A criação do aplicativo “Ouvidos na notícia” tem por objetivo suprir uma necessidade específica (levar conteúdo jornalístico acessível e adequado aos deficientes visuais) que outros dispositivos existentes não atendem. Portanto, a plataforma foi pensada após uma análise dos concorrentes mais próximos, extraindo deles aquilo que apresentam de positivo e combinando com as adaptações necessárias.

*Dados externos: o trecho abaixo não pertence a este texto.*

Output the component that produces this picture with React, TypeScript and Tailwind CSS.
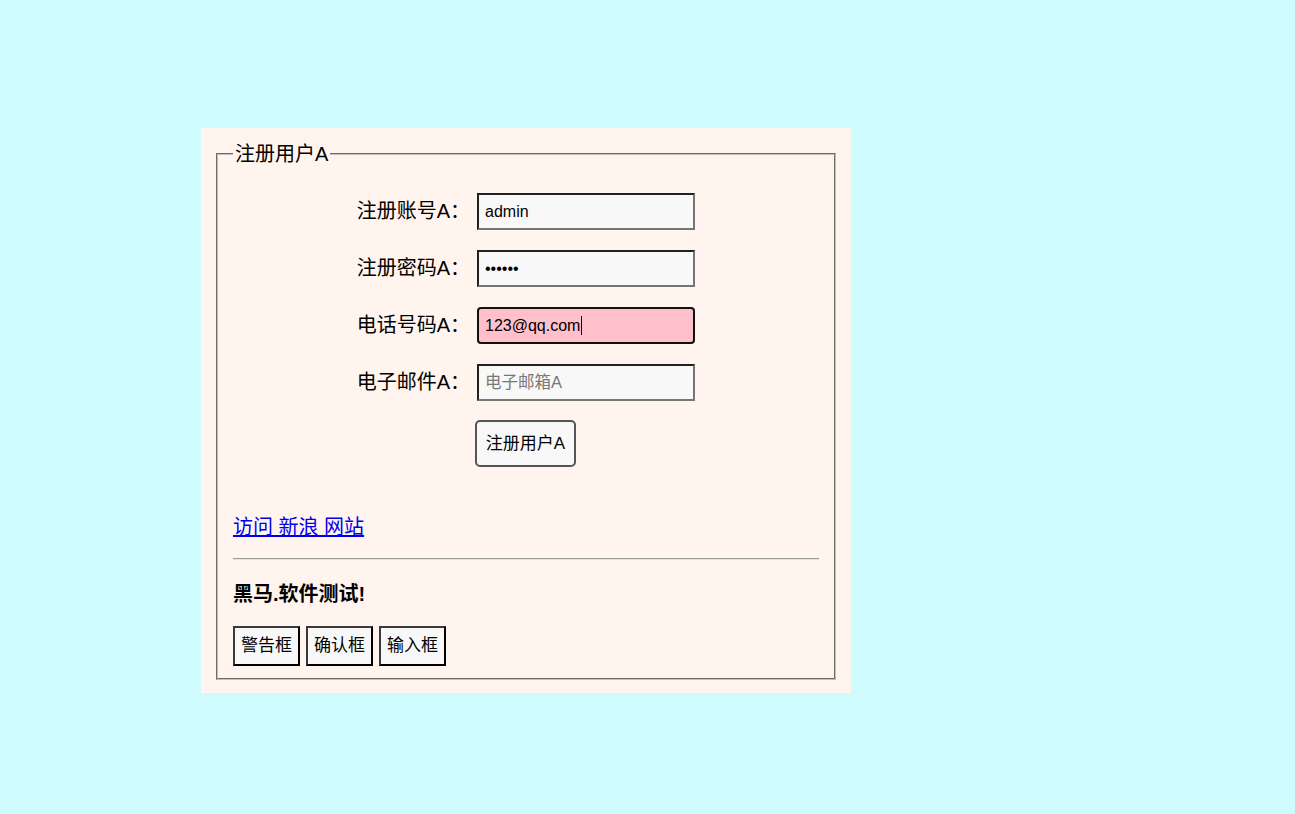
import React from "react";

const CN = "font-['Liberation_Sans','Noto_Sans_CJK_SC',sans-serif]";

const rows = [
  { label: "注册账号A：", kind: "text" },
  { label: "注册密码A：", kind: "password" },
  { label: "电话号码A：", kind: "focus" },
  { label: "电子邮件A：", kind: "email" },
];

function Field({ kind }: { kind: string }) {
  const base =
    "w-[218px] h-[37px] border-2 border-[#767676] [border-style:inset] bg-[#f8f8f8] px-[6px] text-[16px] text-black outline-none";
  if (kind === "focus") {
    return (
      <div className="w-[218px] h-[37px] border-2 border-[#111] rounded-[4px] bg-[#ffc0cb] px-[6px] flex items-center text-[16px] text-black">
        <span>123@qq.com</span>
        <span className="w-px h-[19px] bg-black ml-[1px]" />
      </div>
    );
  }
  if (kind === "password") {
    return <input type="password" readOnly value="123456" className={base} />;
  }
  if (kind === "email") {
    return (
      <input
        type="text"
        readOnly
        placeholder="电子邮箱A"
        className={base + " placeholder:text-[#777] placeholder:text-[16.5px]"}
      />
    );
  }
  return <input type="text" readOnly value="admin" className={base} />;
}

export default function App() {
  return (
    <div className={`min-h-screen bg-[#cffafe] pt-[128px] pl-[201px] ${CN}`}>
      <div className="w-[650px] bg-[#fff4ee] pt-[15px] px-[15px] pb-[13px]">
        <fieldset className="border-2 border-[#c0c0c0] [border-style:groove] px-[15px] pb-[12px]">
          <legend className="px-[2px] text-[20px] leading-[22px] text-black">注册用户A</legend>

          <div className="mt-[28px] grid grid-cols-[237px_218px] gap-x-[7px] gap-y-[20px]">
            {rows.map((r) => (
              <React.Fragment key={r.label}>
                <div className="flex items-center justify-end pb-[2px] text-[20px] text-black whitespace-nowrap">
                  {r.label}
                </div>
                <Field kind={r.kind} />
              </React.Fragment>
            ))}
          </div>

          <div className="mt-[19px] pl-[242px]">
            <button className="w-[101px] h-[47px] border-2 border-[#555] rounded-[5px] bg-[#f8f8f8] text-[17px] text-black">
              注册用户A
            </button>
          </div>

          <div className="mt-[47px] leading-[26px] text-[20px]">
            <a href="#" className="text-[#0000ee] underline">
              访问 新浪 网站
            </a>
          </div>

          <div className="mt-[18px] h-[2px] border-t border-[#9a9a9a] border-b border-b-[#e4e4e4]" />

          <div className="mt-[21px] leading-[26px] text-[20px] font-bold text-black">黑马.软件测试!</div>

          <div className="mt-[19px] flex gap-[6px]">
            {["警告框", "确认框", "输入框"].map((t) => (
              <button
                key={t}
                className="h-[40px] w-[67px] border-2 border-[#3a3a3a] [border-style:outset] bg-[#f8f8f8] text-[17px] text-black"
              >
                {t}
              </button>
            ))}
          </div>
        </fieldset>
      </div>
    </div>
  );
}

A “Press Reader” é uma empresa de tecnologia e distribuição de jornais que disponibiliza a versão digital de 7 mil jornais e revistas de diferentes países. O programa concede ao leitor — ou nesse caso, ouvinte — a possibilidade de ter o conteúdo em formato de áudio. No entanto, a leitura é robótica — se assemelha ao Google Tradutor — sem dar a devida entonação e apresentando erros de pronúncia por confundir os idiomas. O problema do sotaque também aparece no aplicativo “TalkBack”, software leitor de tela para celulares Android. O recurso auxilia as pessoas com deficiência visual a selecionarem as opções do menu do smartphone. O aplicativo restringe o serviço somente para quem possui esse sistema operacional, já o “Ouvidos na notícia” pretende ser disponibilizado para todos os sistemas operacionais. O que ambos têm em comum é o comando por voz, algo que falta para o sistema “Ubook”. Esse serviço disponibiliza audiolivros, podcasts, e-books, entrevistas, séries, cursos e notícias em áudio. Apesar de ter uma variedade de conteúdos, o “Ubook” tem como foco os livros, oferecendo mais 400 mil títulos de diferentes gêneros literários. Além disso, todo o conteúdo da plataforma é original, ou seja, publicado sem alterações e adaptações. Portanto, o que difere o “Ouvidos na notícia” é o teor jornalístico e a credibilidade da informação transmitida através da curadoria dos principais jornais do estado. Outro ponto a favor do aplicativo é o modo de pagamento, tendo apenas um valor único para download enquanto o outro requer mensalidades. O que os dois apresentam em comum é a qualidade da leitura, visto que a narração é feita por profissionais capacitados e cuidadosamente selecionados.

Aprendizado do grupo

Ao pensarmos no jornalismo, a primeira coisa que vem na nossa mente é o cenário tradicional dessa atividade: redações lotadas e sem nenhum tanta diversidade ou acessibilidade. Os tempos mudaram e, da mesma forma que o resto do mundo teve de se adaptar aos novos hábitos e formas de expressão, o jornalismo também precisou se reinventar para não perder seu espaço no mercado. Nesse semestre, aprendemos como a inovação pode acontecer no meio jornalístico e que, para fazer isso, temos de ter a capacidade de compreender a necessidade do público, exercitando assim a empatia. Precisamos nos colocar no lugar do outro para entender quais são suas reais necessidades. No nosso trabalho, por exemplo, para conseguirmos achar uma solução de como fazer o conteúdo jornalístico ser mais acessível aos deficientes visuais, conversamos, estudamos e buscamos entender como é o cotidiano dessas pessoas e quais são as dificuldades encontradas por eles diariamente. Identificamos um problema, pensamos em possíveis soluções e, assim, construímos um projeto de produto capaz de ajudá-los durante o consumo de notícias.